*EXERCISE BRIEF*:
Exactly as written, retype the listing below, omitting the pictures.

Records contained in a dataset
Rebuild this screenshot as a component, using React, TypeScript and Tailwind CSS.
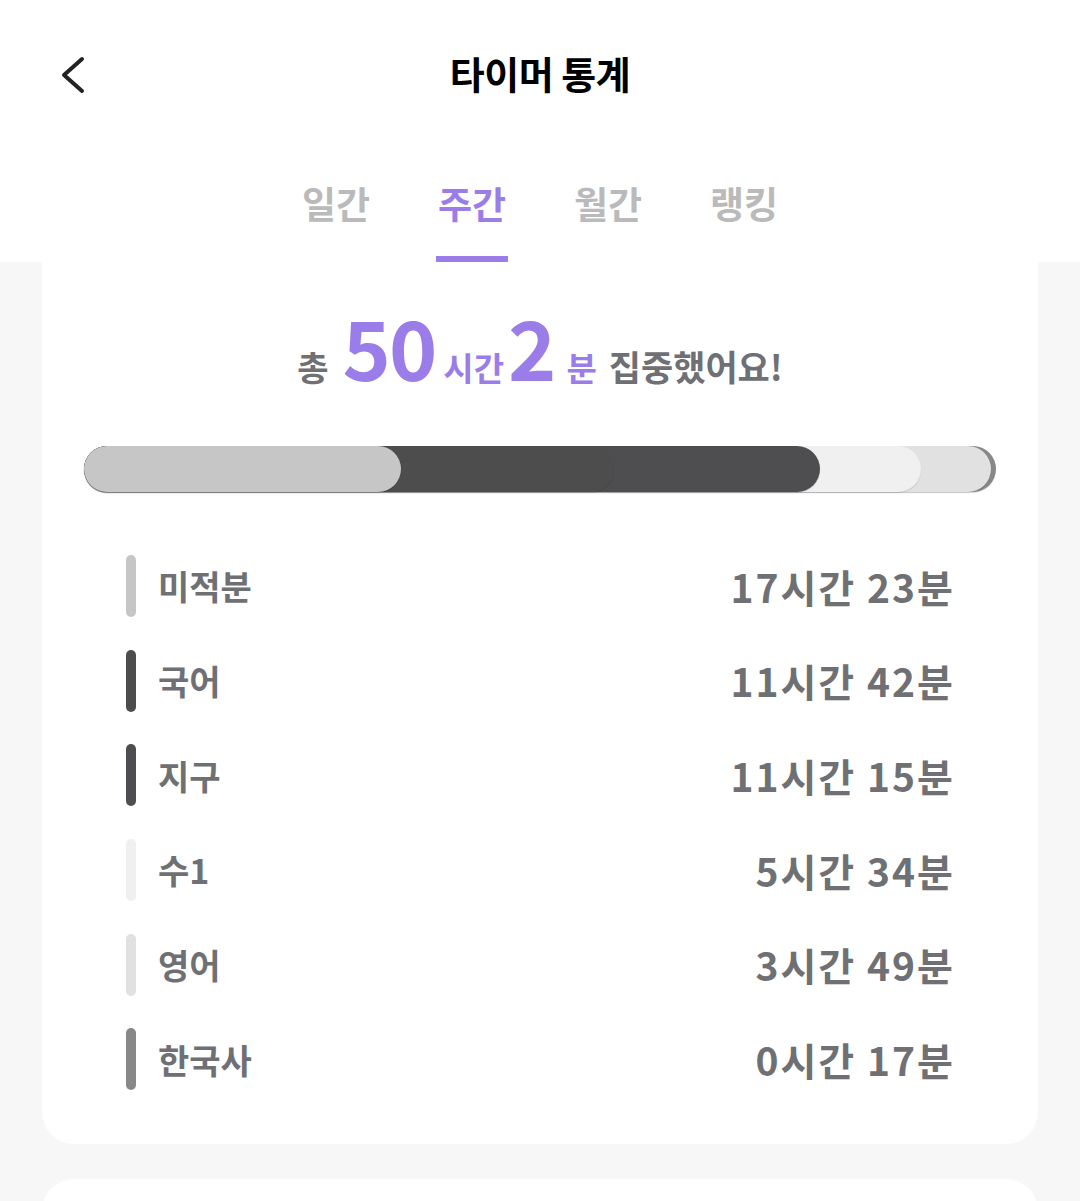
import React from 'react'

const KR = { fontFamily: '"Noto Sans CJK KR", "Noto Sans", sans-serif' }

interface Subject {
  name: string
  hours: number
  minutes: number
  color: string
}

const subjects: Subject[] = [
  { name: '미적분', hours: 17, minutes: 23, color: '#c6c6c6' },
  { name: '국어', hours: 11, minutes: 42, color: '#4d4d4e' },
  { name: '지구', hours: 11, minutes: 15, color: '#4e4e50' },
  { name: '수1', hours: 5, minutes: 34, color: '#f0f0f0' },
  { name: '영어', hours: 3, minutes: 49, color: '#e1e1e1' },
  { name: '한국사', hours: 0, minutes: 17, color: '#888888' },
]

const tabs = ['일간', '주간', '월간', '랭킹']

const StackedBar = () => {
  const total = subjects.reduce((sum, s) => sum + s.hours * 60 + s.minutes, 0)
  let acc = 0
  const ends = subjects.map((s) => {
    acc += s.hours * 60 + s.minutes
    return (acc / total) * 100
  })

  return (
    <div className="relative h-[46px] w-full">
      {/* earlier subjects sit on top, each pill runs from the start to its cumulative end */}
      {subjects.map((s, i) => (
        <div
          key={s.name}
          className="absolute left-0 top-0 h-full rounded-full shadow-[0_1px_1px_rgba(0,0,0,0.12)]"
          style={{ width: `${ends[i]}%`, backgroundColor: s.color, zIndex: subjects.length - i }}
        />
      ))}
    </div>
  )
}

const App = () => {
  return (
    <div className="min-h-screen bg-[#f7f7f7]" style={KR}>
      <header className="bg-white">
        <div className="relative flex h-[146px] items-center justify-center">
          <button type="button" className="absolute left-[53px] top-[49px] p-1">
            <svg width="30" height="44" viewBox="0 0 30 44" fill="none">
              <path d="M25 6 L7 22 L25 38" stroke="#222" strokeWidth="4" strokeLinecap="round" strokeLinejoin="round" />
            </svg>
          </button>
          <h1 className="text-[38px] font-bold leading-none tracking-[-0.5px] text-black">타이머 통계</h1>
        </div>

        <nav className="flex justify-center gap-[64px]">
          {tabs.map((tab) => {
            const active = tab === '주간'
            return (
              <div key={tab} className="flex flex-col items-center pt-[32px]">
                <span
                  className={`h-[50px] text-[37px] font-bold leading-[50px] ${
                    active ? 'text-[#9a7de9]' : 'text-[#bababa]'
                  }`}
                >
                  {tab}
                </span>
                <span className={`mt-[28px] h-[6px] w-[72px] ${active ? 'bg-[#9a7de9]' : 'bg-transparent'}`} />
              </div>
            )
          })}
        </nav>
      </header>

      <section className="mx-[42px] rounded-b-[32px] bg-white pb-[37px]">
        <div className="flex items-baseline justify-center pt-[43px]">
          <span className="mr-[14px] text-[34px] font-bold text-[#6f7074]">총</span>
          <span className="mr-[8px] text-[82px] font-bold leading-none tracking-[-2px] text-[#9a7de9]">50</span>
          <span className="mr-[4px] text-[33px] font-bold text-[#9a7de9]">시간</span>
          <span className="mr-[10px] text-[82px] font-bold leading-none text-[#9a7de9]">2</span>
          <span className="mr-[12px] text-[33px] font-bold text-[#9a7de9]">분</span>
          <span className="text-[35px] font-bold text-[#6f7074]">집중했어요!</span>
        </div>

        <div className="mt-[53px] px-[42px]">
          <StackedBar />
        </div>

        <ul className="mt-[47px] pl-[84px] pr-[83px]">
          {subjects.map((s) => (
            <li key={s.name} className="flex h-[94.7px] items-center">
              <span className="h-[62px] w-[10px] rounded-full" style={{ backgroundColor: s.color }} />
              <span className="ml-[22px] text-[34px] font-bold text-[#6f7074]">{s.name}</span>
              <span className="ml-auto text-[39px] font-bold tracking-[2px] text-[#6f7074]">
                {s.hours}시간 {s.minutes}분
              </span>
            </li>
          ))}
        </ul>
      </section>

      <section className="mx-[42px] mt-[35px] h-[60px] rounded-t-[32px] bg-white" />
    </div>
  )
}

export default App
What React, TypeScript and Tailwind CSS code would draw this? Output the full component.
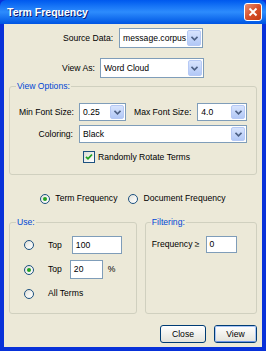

*REPLY*:
Rebuild this screenshot as a component, using React, TypeScript and Tailwind CSS.
import React from 'react'

const KR = { fontFamily: '"Noto Sans CJK KR", "Noto Sans", sans-serif' }

interface Subject {
  name: string
  hours: number
  minutes: number
  color: string
}

const subjects: Subject[] = [
  { name: '미적분', hours: 17, minutes: 23, color: '#c6c6c6' },
  { name: '국어', hours: 11, minutes: 42, color: '#4d4d4e' },
  { name: '지구', hours: 11, minutes: 15, color: '#4e4e50' },
  { name: '수1', hours: 5, minutes: 34, color: '#f0f0f0' },
  { name: '영어', hours: 3, minutes: 49, color: '#e1e1e1' },
  { name: '한국사', hours: 0, minutes: 17, color: '#888888' },
]

const tabs = ['일간', '주간', '월간', '랭킹']

const StackedBar = () => {
  const total = subjects.reduce((sum, s) => sum + s.hours * 60 + s.minutes, 0)
  let acc = 0
  const ends = subjects.map((s) => {
    acc += s.hours * 60 + s.minutes
    return (acc / total) * 100
  })

  return (
    <div className="relative h-[46px] w-full">
      {/* earlier subjects sit on top, each pill runs from the start to its cumulative end */}
      {subjects.map((s, i) => (
        <div
          key={s.name}
          className="absolute left-0 top-0 h-full rounded-full shadow-[0_1px_1px_rgba(0,0,0,0.12)]"
          style={{ width: `${ends[i]}%`, backgroundColor: s.color, zIndex: subjects.length - i }}
        />
      ))}
    </div>
  )
}

const App = () => {
  return (
    <div className="min-h-screen bg-[#f7f7f7]" style={KR}>
      <header className="bg-white">
        <div className="relative flex h-[146px] items-center justify-center">
          <button type="button" className="absolute left-[53px] top-[49px] p-1">
            <svg width="30" height="44" viewBox="0 0 30 44" fill="none">
              <path d="M25 6 L7 22 L25 38" stroke="#222" strokeWidth="4" strokeLinecap="round" strokeLinejoin="round" />
            </svg>
          </button>
          <h1 className="text-[38px] font-bold leading-none tracking-[-0.5px] text-black">타이머 통계</h1>
        </div>

        <nav className="flex justify-center gap-[64px]">
          {tabs.map((tab) => {
            const active = tab === '주간'
            return (
              <div key={tab} className="flex flex-col items-center pt-[32px]">
                <span
                  className={`h-[50px] text-[37px] font-bold leading-[50px] ${
                    active ? 'text-[#9a7de9]' : 'text-[#bababa]'
                  }`}
                >
                  {tab}
                </span>
                <span className={`mt-[28px] h-[6px] w-[72px] ${active ? 'bg-[#9a7de9]' : 'bg-transparent'}`} />
              </div>
            )
          })}
        </nav>
      </header>

      <section className="mx-[42px] rounded-b-[32px] bg-white pb-[37px]">
        <div className="flex items-baseline justify-center pt-[43px]">
          <span className="mr-[14px] text-[34px] font-bold text-[#6f7074]">총</span>
          <span className="mr-[8px] text-[82px] font-bold leading-none tracking-[-2px] text-[#9a7de9]">50</span>
          <span className="mr-[4px] text-[33px] font-bold text-[#9a7de9]">시간</span>
          <span className="mr-[10px] text-[82px] font-bold leading-none text-[#9a7de9]">2</span>
          <span className="mr-[12px] text-[33px] font-bold text-[#9a7de9]">분</span>
          <span className="text-[35px] font-bold text-[#6f7074]">집중했어요!</span>
        </div>

        <div className="mt-[53px] px-[42px]">
          <StackedBar />
        </div>

        <ul className="mt-[47px] pl-[84px] pr-[83px]">
          {subjects.map((s) => (
            <li key={s.name} className="flex h-[94.7px] items-center">
              <span className="h-[62px] w-[10px] rounded-full" style={{ backgroundColor: s.color }} />
              <span className="ml-[22px] text-[34px] font-bold text-[#6f7074]">{s.name}</span>
              <span className="ml-auto text-[39px] font-bold tracking-[2px] text-[#6f7074]">
                {s.hours}시간 {s.minutes}분
              </span>
            </li>
          ))}
        </ul>
      </section>

      <section className="mx-[42px] mt-[35px] h-[60px] rounded-t-[32px] bg-white" />
    </div>
  )
}

export default App
What React, TypeScript and Tailwind CSS code would draw this? Output the full component.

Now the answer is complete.